I've asked him a couple times at what point the virtual offseason could cease to be productive, and while I don't feel he's tried to dodge the question, he hasn't answered it either.

Players have tried to work on their own. Allen Robinson confirmed he and Mitch Trubisky have been working together.

"I've been able to get on the field with Mitch quite a bit," Robinson said. "We get on the field about four times a week.

"Just being able to get on the field with him and also being able to do different things on my own conditioning-wise, I feel in great shape."

                                                                                                                                                                                                                       
 

And as you'd expect, that has Nagy more than pleased.

"I think No. 1, it's freaking awesome that they're out there doing that. It's great for their sanity, it's great for their football connection as well," Nagy said.

"From what I've been told, I know there's a nice handful of guys that are in the area that are able to go out and do that. I think it's just phenomenal and that's a credit to our guys."

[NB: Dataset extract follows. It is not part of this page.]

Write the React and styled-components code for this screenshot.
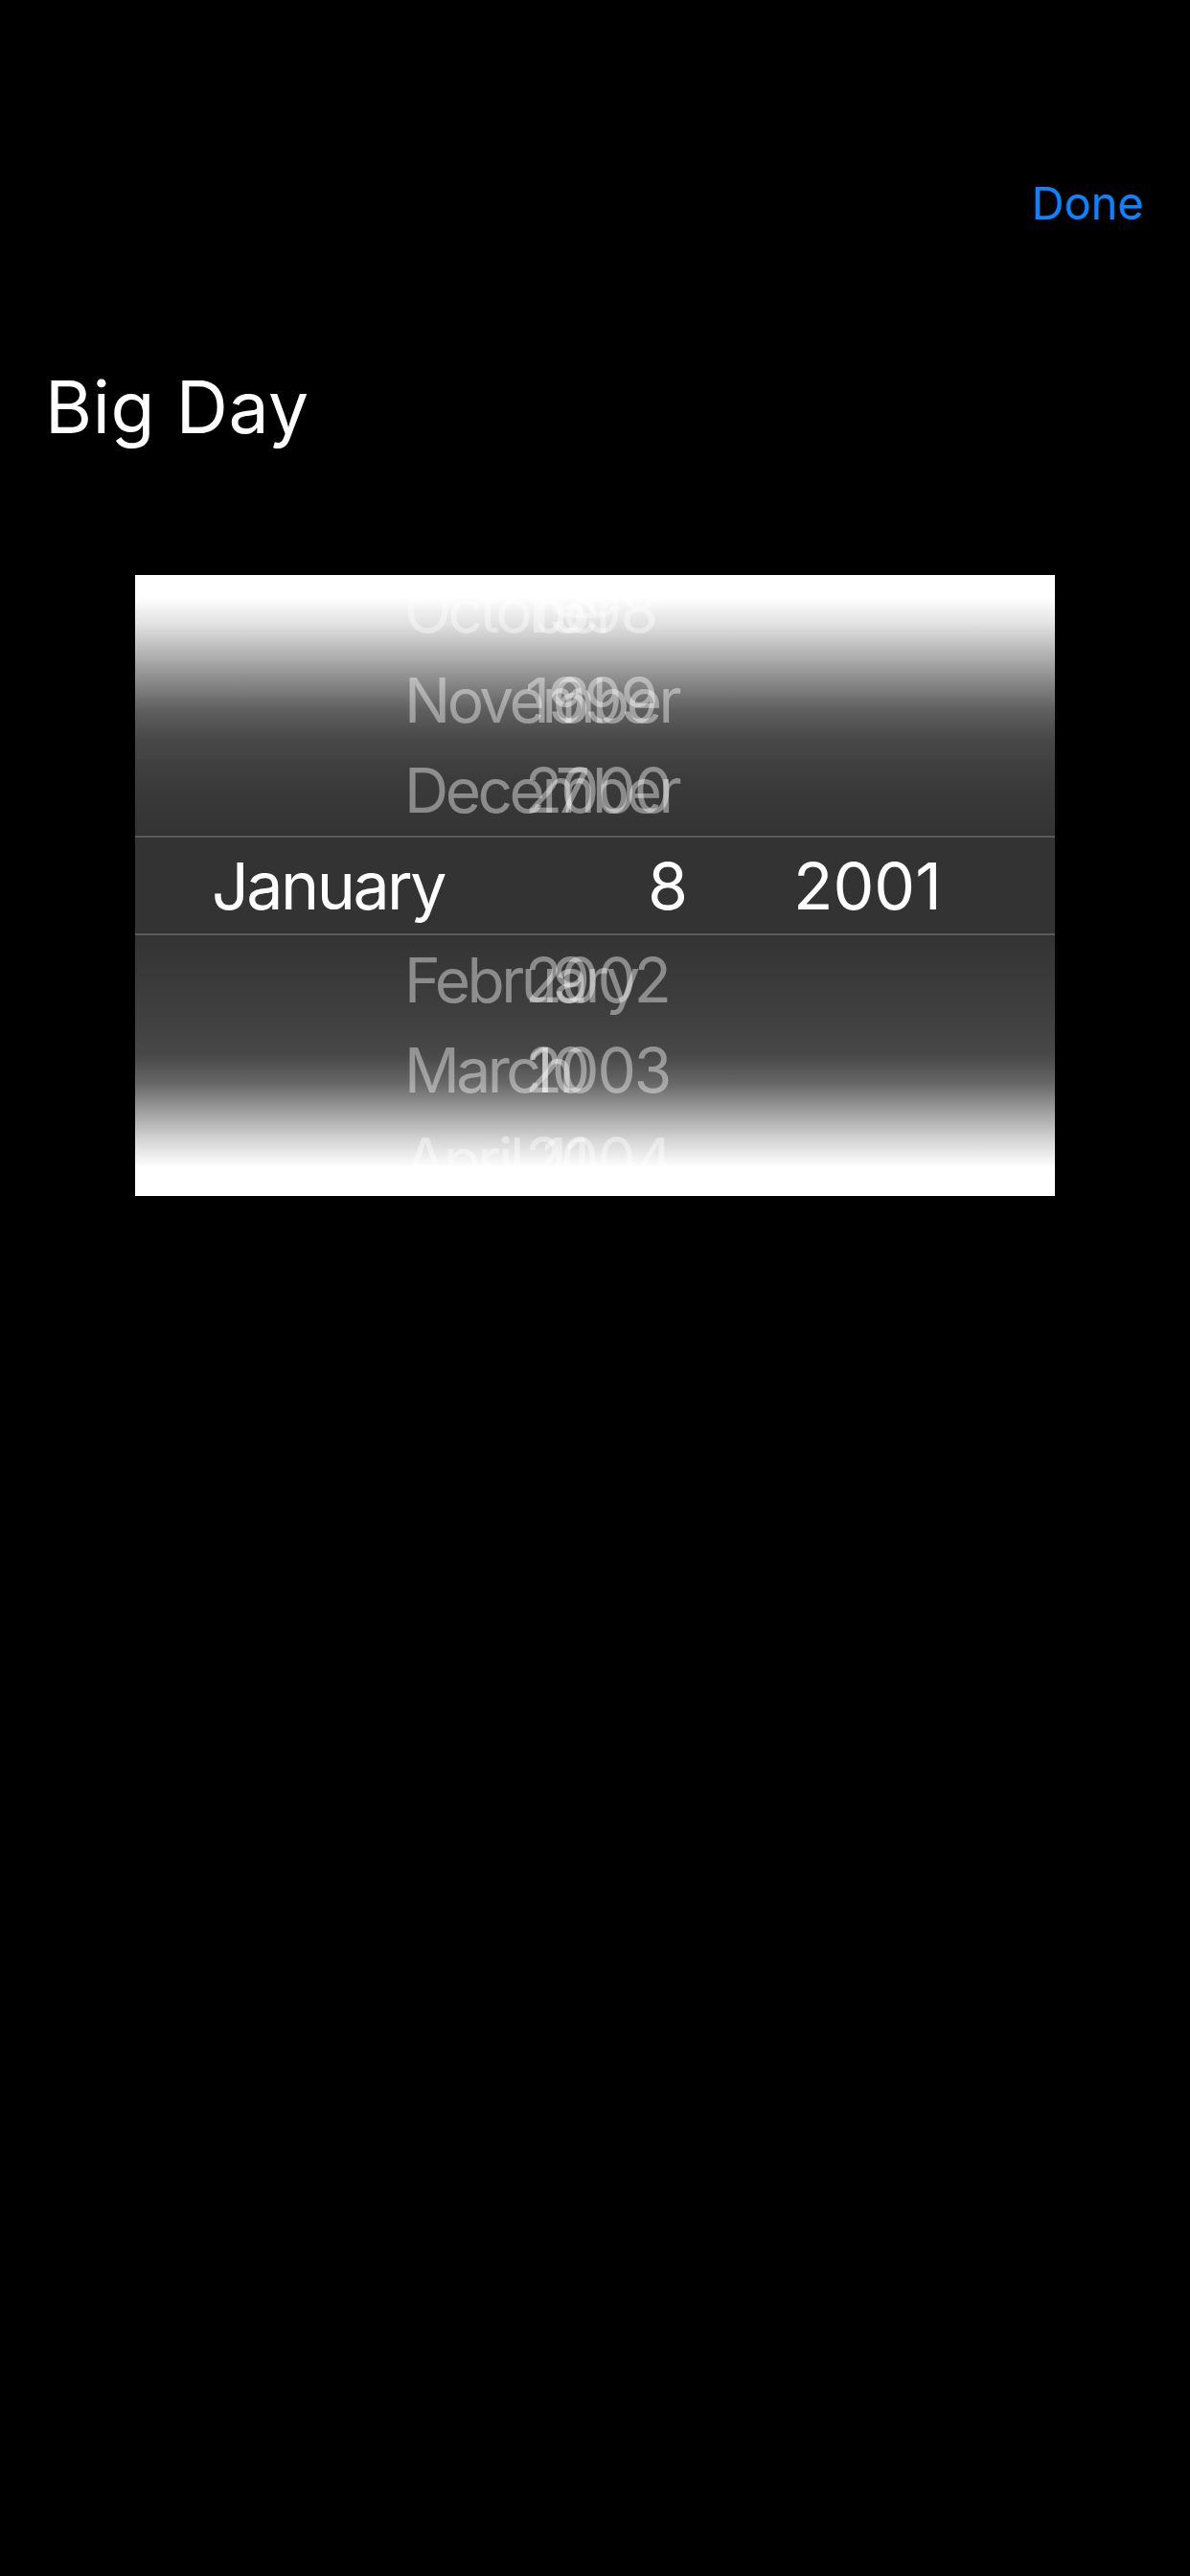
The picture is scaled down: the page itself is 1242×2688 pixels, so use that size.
import React from "react";
import styled, { createGlobalStyle } from "styled-components";

const GlobalStyle = createGlobalStyle`
  html, body {
    margin: 0;
    padding: 0;
    background: #000;
  }
  body {
    font-family: Inter, "Noto Sans", "Liberation Sans", sans-serif;
    -webkit-font-smoothing: antialiased;
  }
`;

const Screen = styled.div`
  width: 1242px;
  min-height: 2688px;
  background: #000;
  display: flex;
  flex-direction: column;
`;

const NavBar = styled.header`
  display: flex;
  justify-content: flex-end;
  padding: 188px 48px 0 0;
`;

const DoneButton = styled.button`
  background: none;
  border: 0;
  padding: 0;
  margin: 0;
  color: #0a84ff;
  font-family: Inter, "Noto Sans", sans-serif;
  font-size: 47px;
  font-weight: 400;
  line-height: 1;
  cursor: pointer;
`;

const Title = styled.h1`
  margin: 152px 0 0;
  padding-left: 47px;
  color: #fff;
  font-size: 75px;
  font-weight: 400;
  line-height: 1;
  letter-spacing: 0.6px;
`;

const Picker = styled.div`
  position: relative;
  margin: 138px auto 0;
  width: 960px;
  height: 648px;
  background: #333333;
  overflow: hidden;
  display: flex;
  flex-direction: column;
  justify-content: center;
`;

const GhostRow = styled.div`
  flex-shrink: 0;
  height: 94px;
  display: grid;
  grid-template-columns: 1fr;
  align-items: center;
  font-size: 64px;
  line-height: 1;
  color: rgba(255, 255, 255, 0.42);
`;

const GhostText = styled.span`
  grid-area: 1 / 1;
  white-space: nowrap;
  letter-spacing: ${(p) => p.$tracking || "-2px"};
`;

const GhostMonth = styled(GhostText)`
  justify-self: start;
  margin-left: 281px;
`;

const GhostDay = styled(GhostText)`
  justify-self: end;
  margin-right: 487px;
`;

const GhostYear = styled(GhostText)`
  justify-self: start;
  margin-left: 407px;
`;

const SelectedRow = styled.div`
  flex-shrink: 0;
  box-sizing: border-box;
  height: 104px;
  border-top: 2px solid #5a5a5a;
  border-bottom: 2px solid #5a5a5a;
  display: grid;
  grid-template-columns: 455px 152px 1fr;
  align-items: center;
  padding-left: 80px;
  font-size: 68px;
  line-height: 1;
  color: #fff;
`;

const SelectedCell = styled.span`
  white-space: nowrap;
  letter-spacing: ${(p) => p.$tracking || "0px"};
`;

const Fade = styled.div`
  position: absolute;
  left: 0;
  right: 0;
  height: 274px;
  pointer-events: none;
`;

const TopFade = styled(Fade)`
  top: 0;
  background: linear-gradient(
    to bottom,
    rgba(255, 255, 255, 1) 0px,
    rgba(255, 255, 255, 1) 24px,
    rgba(255, 255, 255, 0.85) 52px,
    rgba(255, 255, 255, 0.5) 100px,
    rgba(255, 255, 255, 0.22) 140px,
    rgba(255, 255, 255, 0.1) 172px,
    rgba(255, 255, 255, 0.04) 215px,
    rgba(255, 255, 255, 0) 274px
  );
`;

const BottomFade = styled(Fade)`
  bottom: 0;
  background: linear-gradient(
    to top,
    rgba(255, 255, 255, 1) 0px,
    rgba(255, 255, 255, 1) 30px,
    rgba(255, 255, 255, 0.8) 58px,
    rgba(255, 255, 255, 0.53) 88px,
    rgba(255, 255, 255, 0.25) 118px,
    rgba(255, 255, 255, 0.1) 148px,
    rgba(255, 255, 255, 0.05) 200px,
    rgba(255, 255, 255, 0.02) 250px,
    rgba(255, 255, 255, 0) 274px
  );
`;

const above = [
  { month: "October", day: "5", year: "1998" },
  { month: "November", day: "6", year: "1999" },
  { month: "December", day: "7", year: "2000" },
];

const below = [
  { month: "February", day: "9", year: "2002" },
  { month: "March", day: "10", year: "2003" },
  { month: "April", day: "11", year: "2004" },
];

function Ghost({ item }) {
  return (
    <GhostRow>
      <GhostMonth $tracking="-3.5px">{item.month}</GhostMonth>
      <GhostYear>{item.year}</GhostYear>
      <GhostDay>{item.day}</GhostDay>
    </GhostRow>
  );
}

export default function App() {
  return (
    <Screen>
      <GlobalStyle />
      <NavBar>
        <DoneButton>Done</DoneButton>
      </NavBar>
      <Title>Big Day</Title>
      <Picker>
        {above.map((item) => (
          <Ghost key={item.month} item={item} />
        ))}
        <SelectedRow>
          <SelectedCell $tracking="-2.5px">January</SelectedCell>
          <SelectedCell>8</SelectedCell>
          <SelectedCell>2001</SelectedCell>
        </SelectedRow>
        {below.map((item) => (
          <Ghost key={item.month} item={item} />
        ))}
        <TopFade />
        <BottomFade />
      </Picker>
    </Screen>
  );
}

I expect we'd all agree, but it doesn't speak to the real problem.

While the virtual offseason has been great for team-building, how will it benefit playing the game?

The worst thing any of these sports could do is deliver an inferior product in a rush to get back into action, or risk harm to the players' careers by asking them to play again without being appropriately physically prepared.

In the case of the NFL, we are seven weeks away from the scheduled opening of training camps, which normally occur after a month's vacation following a full two-month, team-monitored offseason workout and practice regimen.

We have no indication if it will even be safe to begin practice in seven weeks, and we know it won't be safe if they try to start business as usual after having missed the entire six-month offseason routine.

So are we really close to the return of professional sports or the NFL season starting on time?

It's anybody's guess. Does it seem likely to you?